Like in the 2008 Wimbledon final, when Nadal and Federer played, Law said that “neither could pick on a specific weakness.”
“It became a sharpshooter’s matchup full of shotmaking, attack and counterattack,” Law said.
Though it was a meaningful win for Federer, the match ended in a less than ideal manner. Serving while up, 5-3, in the final set, and after a small flurry of line challenges, Federer hit a forehand to Nadal’s right on a championship point. The ball was called in, but Nadal immediately raised a finger and challenged, arguing that the ball was out.
The players anxiously waited for the official review of the shot, which confirmed that the ball was in and had hit the line. Federer immediately threw his arms into the air and leaped in celebration.
“Of course, it’s slightly awkward to win this way,” Federer said after the match. “Nevertheless, emotions poured out of me. I was incredibly happy.”

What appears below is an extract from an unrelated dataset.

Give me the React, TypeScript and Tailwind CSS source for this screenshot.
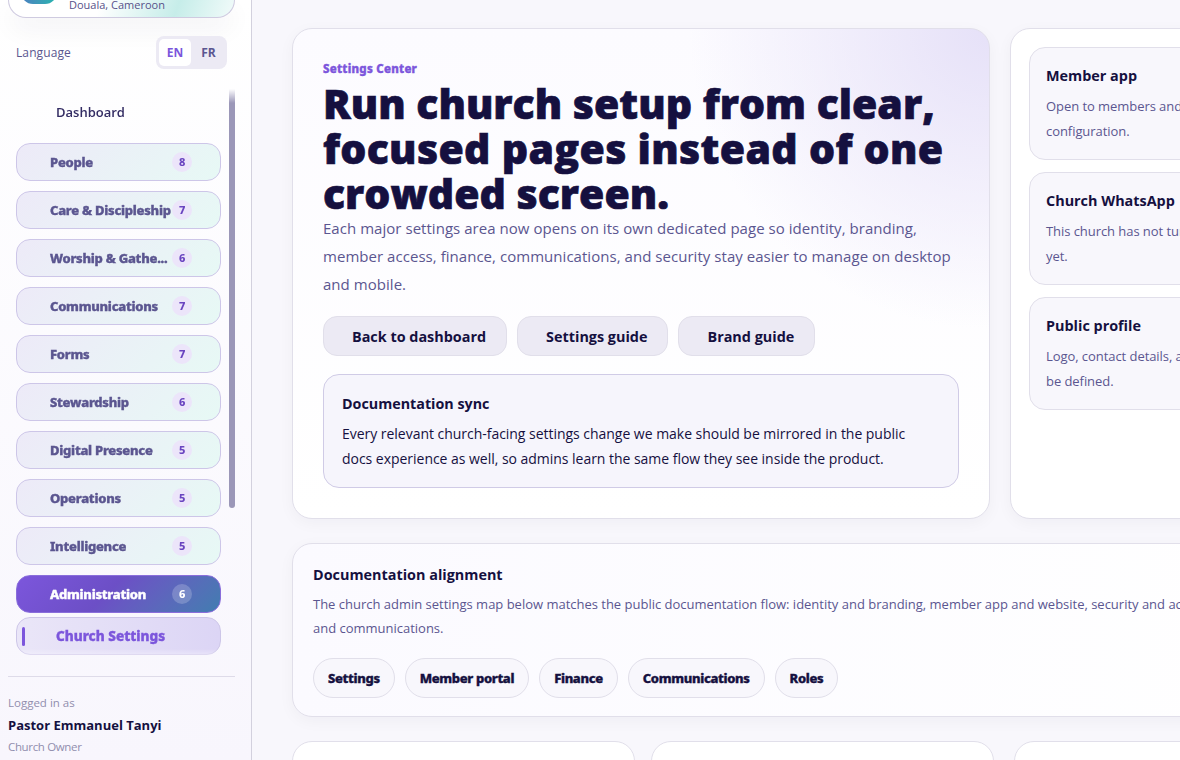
const navGroups = [
  { label: "People", count: 8 },
  { label: "Care & Discipleship", count: 7 },
  { label: "Worship & Gathe...", count: 6 },
  { label: "Communications", count: 7 },
  { label: "Forms", count: 7 },
  { label: "Stewardship", count: 6 },
  { label: "Digital Presence", count: 5 },
  { label: "Operations", count: 5 },
  { label: "Intelligence", count: 5 },
];

const statusCards = [
  { title: "Member app", lines: ["Open to members and visitors", "configuration."] },
  { title: "Church WhatsApp", lines: ["This church has not turned on", "yet."] },
  { title: "Public profile", lines: ["Logo, contact details, and", "be defined."] },
];

const docLinks = ["Settings", "Member portal", "Finance", "Communications", "Roles"];

const actions = ["Back to dashboard", "Settings guide", "Brand guide"];

function Sidebar() {
  return (
    <aside className="flex h-full w-[252px] shrink-0 flex-col border-r border-[#d3d1de] bg-linear-to-b from-white to-[#f8f6fd] pl-2 pr-4">
      <div className="flex h-[18px] items-end overflow-hidden rounded-b-[18px] border border-t-0 border-[#cfcbe0] bg-[linear-gradient(110deg,#ffffff_40%,#c6ede9_74%,#f2fbfa)] pl-3 shadow-[0_12px_24px_rgba(20,14,60,0.05)]">
        <div className="mb-[13px] h-8 w-9 shrink-0 rounded-xl bg-linear-to-r from-[#4a7fc0] to-[#22b5ae]" />
        <p className="mb-1 ml-3 whitespace-nowrap text-[11px] leading-[16px] text-[#57528a]">Douala, Cameroon</p>
      </div>

      <div className="mt-[18px] flex items-center justify-between pl-2 pr-2">
        <span className="pt-px text-[12px] font-medium tracking-[0.1px] text-[#5b5690]">Language</span>
        <div className="flex h-[33px] w-[71px] rounded-lg bg-[#eceaf4] p-[3px] text-[12px] font-bold">
          <span className="flex w-8 items-center justify-center rounded-[5px] bg-white text-[#7c56dc]">EN</span>
          <span className="flex flex-1 items-center justify-center pl-[2px] text-[#5b5690]">FR</span>
        </div>
      </div>

      <div className="mt-5 flex h-[574px] justify-between pl-2 [mask-image:linear-gradient(to_bottom,transparent,black_14px,black_calc(100%-14px),transparent)]">
        <nav className="w-[205px]">
          <a className="flex h-[46px] items-center pl-10 pt-[2px] text-[13px] font-semibold text-[#332c63]">Dashboard</a>
          <div className="mt-2 flex flex-col gap-[10px] font-['Noto_Sans',sans-serif] tracking-[-0.25px]">
            {navGroups.map(({ label, count }) => (
              <a
                key={label}
                className="flex h-[38px] items-center rounded-[14px] border border-[#cdc6e8] bg-linear-135 from-[#edeaf8] to-[#e7f9f5] pl-[33px] text-[13px] font-extrabold text-[#5b5690]"
              >
                <span className="w-[122px] whitespace-nowrap pt-px [-webkit-text-stroke:0.4px]">{label}</span>
                <span className="flex size-5 items-center justify-center rounded-full bg-[#ece5fa] text-[11px] text-[#6a45c0]">{count}</span>
              </a>
            ))}
            <a className="flex h-[38px] items-center rounded-[14px] border border-[#8a6edb] bg-linear-135 from-[#7c56dc] via-[#6c4fc6] via-45% to-[#407db0] pl-[33px] text-[13px] font-extrabold text-white">
              <span className="w-[122px] pt-px [-webkit-text-stroke:0.4px]">Administration</span>
              <span className="flex size-5 items-center justify-center rounded-full bg-white/20 text-[11px]">6</span>
            </a>
          </div>
          <a className="mt-1 flex h-[38px] items-center rounded-[14px] border border-[#cdc6e8] bg-linear-to-r from-[#eae6f8] to-[#dcd5f5] pl-[5px] font-['Noto_Sans',sans-serif] text-[13.6px] font-extrabold text-[#7c56dc]">
            <span className="h-[19px] w-[3px] rounded-full bg-[#7c56dc]" />
            <span className="ml-[31px] pt-px [-webkit-text-stroke:0.4px]">Church Settings</span>
          </a>
        </nav>
        <div className="h-[419px] w-[6px] rounded-b-full bg-[#9b97b8]" />
      </div>

      <div className="mt-[13px] border-t border-[#dedbe9] pt-[15px] text-[11.5px] text-[#918eae]">
        <p className="leading-[22px]">Logged in as</p>
        <p className="text-[13px] font-bold leading-[22px] text-[#15103f]">Pastor Emmanuel Tanyi</p>
        <p className="leading-[22px] tracking-[-0.03em]">Church Owner</p>
      </div>
    </aside>
  );
}

function Hero() {
  return (
    <section className="h-[491px] w-[698px] shrink-0 rounded-[20px] border border-[#e1dfea] bg-white bg-[radial-gradient(circle_at_top_right,#e6e1f8_0%,transparent_300px),linear-gradient(to_bottom,#fcfbff,#ffffff)] px-[30px] pt-[30px] shadow-[0_4px_16px_rgba(20,14,60,0.04)]">
      <p className="font-['Noto_Sans',sans-serif] text-[11.5px] font-extrabold leading-[20px] tracking-[0.25px] text-[#7c56dc] [-webkit-text-stroke:0.4px]">
        Settings Center
      </p>
      <h1 className="mt-[2px] whitespace-nowrap text-[41px] font-extrabold leading-[45px] text-[#15103f] [-webkit-text-stroke:0.7px]">
        Run church setup from clear,
        <br />
        <span className="tracking-[0.32px]">focused pages instead of one</span>
        <br />
        crowded screen.
      </h1>
      <p className="-mt-[2px] whitespace-nowrap text-[15px] leading-[28px] tracking-[0.04px] text-[#5b5690]">
        Each major settings area now opens on its own dedicated page so identity, branding,
        <br />
        member access, finance, communications, and security stay easier to manage on desktop
        <br />
        and mobile.
      </p>
      <div className="mt-[18px] flex gap-[10px]">
        {actions.map((label) => (
          <a key={label} className="flex h-10 items-center whitespace-nowrap rounded-[14px] border border-[#e1dfea] bg-[#eceaf4] pl-7 pr-5 pt-px text-[14.4px] font-bold text-[#15103f]">
            {label}
          </a>
        ))}
      </div>
      <div className="mt-[18px] h-[114px] rounded-2xl border border-[#d0cbe6] bg-[#f6f5fc] px-[18px] pt-[16px] text-[#15103f]">
        <h3 className="text-[14.3px] font-bold leading-[26px]">Documentation sync</h3>
        <p className="mt-[4px] whitespace-nowrap text-[14px] leading-[25px] tracking-[-0.03px]">
          Every relevant church-facing settings change we make should be mirrored in the public
          <br />
          docs experience as well, so admins learn the same flow they see inside the product.
        </p>
      </div>
    </section>
  );
}

function StatusPanel() {
  return (
    <section className="flex h-[491px] w-[340px] shrink-0 flex-col gap-3 rounded-[20px] border border-[#e1dfea] bg-white p-[18px] shadow-[0_4px_16px_rgba(20,14,60,0.04)]">
      {statusCards.map(({ title, lines }) => (
        <div key={title} className="h-[113px] rounded-2xl border border-[#e1dfea] bg-[#f8f7fc] px-4 pt-[15px]">
          <h3 className="text-[14.4px] font-bold leading-[26px] text-[#15103f]">{title}</h3>
          <p className="mt-[5px] whitespace-nowrap text-[13px] leading-[25px] tracking-[-0.06px] text-[#5b5690]">
            {lines[0]}
            <br />
            {lines[1]}
          </p>
        </div>
      ))}
    </section>
  );
}

export default function App() {
  return (
    <div className="flex h-[760px] w-[1180px] overflow-hidden bg-[#f8f7fc] font-['Open_Sans',sans-serif]">
      <Sidebar />
      <main className="w-[928px] overflow-hidden pl-10 pt-7">
        <div className="flex gap-5">
          <Hero />
          <StatusPanel />
        </div>
        <section className="mt-6 h-[174px] w-[1060px] rounded-[20px] border border-[#e1dfea] bg-linear-to-r from-[#fbfaff] to-white pl-5 pt-[18px] shadow-[0_4px_16px_rgba(20,14,60,0.04)]">
          <h3 className="text-[14.4px] font-bold leading-[26px] text-[#15103f]">Documentation alignment</h3>
          <p className="mt-[4px] whitespace-nowrap text-[13px] leading-[24px] tracking-[-0.01px] text-[#5b5690]">
            The church admin settings map below matches the public documentation flow: identity and branding, member app and website, security and access,
            <br />
            and communications.
          </p>
          <div className="mt-[18px] flex gap-[10px]">
            {docLinks.map((label) => (
              <a
                key={label}
                className="flex h-10 items-center whitespace-nowrap rounded-full border border-[#e1dfea] bg-[#f8f7fc] px-[14px] pt-px font-['Noto_Sans',sans-serif] text-[13px] font-extrabold tracking-[-0.33px] text-[#15103f] [-webkit-text-stroke:0.4px]"
              >
                {label}
              </a>
            ))}
          </div>
        </section>
        <div className="mt-6 flex">
          <div className="h-40 w-[343px] shrink-0 rounded-[20px] border border-[#e1dfea] bg-white" />
          <div className="ml-4 h-40 w-[343px] shrink-0 rounded-[20px] border border-[#e1dfea] bg-white" />
          <div className="ml-5 h-40 w-[343px] shrink-0 rounded-[20px] border border-[#e1dfea] bg-white" />
        </div>
      </main>
    </div>
  );
}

Djokovic vs. Federer, 2019 Wimbledon final
The Wimbledon final in 2019 will go down as Federer’s last appearance in a Grand Slam final. To reach it, Federer beat Nadal in four sets in the semifinal. The final turned out to be another marathon, five sets in 4 hours 57 minutes. The final set lasted just over two hours by itself. In the end, Djokovic beat Federer, 7-6 (5), 1-6, 7-6 (4), 4-6, 13-12 (3).
Djokovic saved two match points on Federer’s serve, then won in a final-set tiebreaker that was the first of its kind for a Wimbledon final.
After the match, Djokovic said he thought Federer had commanded most of the match.
“I was defending,” Djokovic said. “He was dictating the play. I just tried to fight and find a way when it mattered the most, which is what happened.”
Federer said there were some similarities to the Wimbledon final in 2008 when he lost to Nadal.
“I just feel like it’s such an incredible opportunity missed, I can’t believe it,” Federer said.